Select an existing field from the Store the result value in field list. The result field of the table input must be convertible to the type of the output field.
Enter a new field name. The new field will be created with the same type and size as the lookup table's Result field.
Optionally, enter an expression in the If input key is not found, use this expression for the result value box. If a data input key is not found in the lookup table, the result of evaluating the specified expression will be written to the output results field.

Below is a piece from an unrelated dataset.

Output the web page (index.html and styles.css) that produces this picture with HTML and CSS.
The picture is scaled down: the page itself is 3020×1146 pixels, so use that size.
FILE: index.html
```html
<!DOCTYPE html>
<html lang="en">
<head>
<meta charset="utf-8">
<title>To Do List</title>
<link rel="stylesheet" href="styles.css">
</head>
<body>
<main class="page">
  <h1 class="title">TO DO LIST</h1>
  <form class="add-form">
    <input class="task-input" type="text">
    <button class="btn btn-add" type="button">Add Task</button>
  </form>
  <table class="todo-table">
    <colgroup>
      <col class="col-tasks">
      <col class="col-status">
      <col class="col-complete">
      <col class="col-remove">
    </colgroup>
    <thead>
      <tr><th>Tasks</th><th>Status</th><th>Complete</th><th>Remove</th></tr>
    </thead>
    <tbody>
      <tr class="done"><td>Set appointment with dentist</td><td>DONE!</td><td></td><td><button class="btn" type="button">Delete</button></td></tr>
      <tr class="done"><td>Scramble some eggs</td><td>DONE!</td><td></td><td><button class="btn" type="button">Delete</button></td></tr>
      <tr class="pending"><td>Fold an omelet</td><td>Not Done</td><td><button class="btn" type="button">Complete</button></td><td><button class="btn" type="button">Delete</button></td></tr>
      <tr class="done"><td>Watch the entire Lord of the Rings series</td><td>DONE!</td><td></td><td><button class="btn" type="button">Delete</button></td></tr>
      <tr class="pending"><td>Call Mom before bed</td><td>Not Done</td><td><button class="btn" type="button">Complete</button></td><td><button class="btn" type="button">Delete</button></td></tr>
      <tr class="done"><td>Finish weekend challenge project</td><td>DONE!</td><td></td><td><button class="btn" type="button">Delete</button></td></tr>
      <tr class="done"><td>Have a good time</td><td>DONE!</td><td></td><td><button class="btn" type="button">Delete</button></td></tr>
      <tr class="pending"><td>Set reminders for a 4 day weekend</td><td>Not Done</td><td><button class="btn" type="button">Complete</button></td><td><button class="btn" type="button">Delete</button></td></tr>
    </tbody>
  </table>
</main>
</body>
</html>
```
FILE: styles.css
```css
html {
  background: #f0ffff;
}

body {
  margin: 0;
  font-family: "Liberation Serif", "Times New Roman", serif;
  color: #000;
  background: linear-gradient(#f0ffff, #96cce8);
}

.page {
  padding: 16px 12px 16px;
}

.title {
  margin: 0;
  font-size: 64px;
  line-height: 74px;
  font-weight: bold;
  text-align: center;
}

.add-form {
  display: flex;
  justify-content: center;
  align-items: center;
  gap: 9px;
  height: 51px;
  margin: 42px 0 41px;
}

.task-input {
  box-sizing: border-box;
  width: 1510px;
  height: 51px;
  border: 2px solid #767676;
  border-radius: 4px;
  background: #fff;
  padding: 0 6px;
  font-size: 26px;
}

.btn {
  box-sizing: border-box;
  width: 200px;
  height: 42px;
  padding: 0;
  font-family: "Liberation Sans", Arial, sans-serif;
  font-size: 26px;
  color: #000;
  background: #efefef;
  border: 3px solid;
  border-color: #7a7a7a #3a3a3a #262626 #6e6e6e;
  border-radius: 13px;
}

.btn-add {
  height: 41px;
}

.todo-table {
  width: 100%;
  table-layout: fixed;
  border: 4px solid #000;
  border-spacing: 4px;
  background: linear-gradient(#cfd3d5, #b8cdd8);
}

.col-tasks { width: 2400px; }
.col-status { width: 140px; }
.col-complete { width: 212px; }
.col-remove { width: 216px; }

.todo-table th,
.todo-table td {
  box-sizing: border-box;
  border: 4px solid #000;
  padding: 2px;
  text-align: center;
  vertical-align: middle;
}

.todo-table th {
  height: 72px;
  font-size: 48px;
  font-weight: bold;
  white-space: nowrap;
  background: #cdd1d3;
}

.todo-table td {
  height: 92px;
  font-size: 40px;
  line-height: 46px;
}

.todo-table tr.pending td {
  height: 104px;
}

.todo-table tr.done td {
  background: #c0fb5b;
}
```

You can use any expression, even one using functions and input field values. For example, suppose you are using the lookup table to find yearly revenue for each of your customers, based on account number. However, your lookup table is incomplete.
The following expression estimates yearly revenue based on the number of employees (which you know from some other source and which is contained in the
NUMBER_OF_EMPL
field):NUMBER_OF_EMPL * 100000
.
Optionally, go to the Execution tab, and then set Web service options.
Create a lookup table for value replacement
To use the Table Lookup tool, you need a reference table containing the lookup values. This table can originate from any data source. It must contain a minimum of two columns: one for the "before" (or key) values, and one for the "after" (or result) values. If you do not have a pre-existing lookup table, you can create one using the following procedure.
Create a two-column spreadsheet using Microsoft Excel or a similar application. In the first column, list all of the non-conforming values you wish to replace. In the second column, list the value you wish to substitute.
Using the Save As command, save the file in CSV (Comma Separated Value) format. The result might look something like this:
EXTRA LARGE,XL
LARGE,L
LG,L
LRG,L
LRGE,L
MED,M
MEDIUM,M
MEIUM,M
SM,S
SMALL,S
Alternatively, you can use a text editor to create the CSV file directly.
Once your lookup table has been created, add a CSV Input tool to your project to read the lookup table, and connect the CSV Input tool to the "T" input of the Table Lookup tool.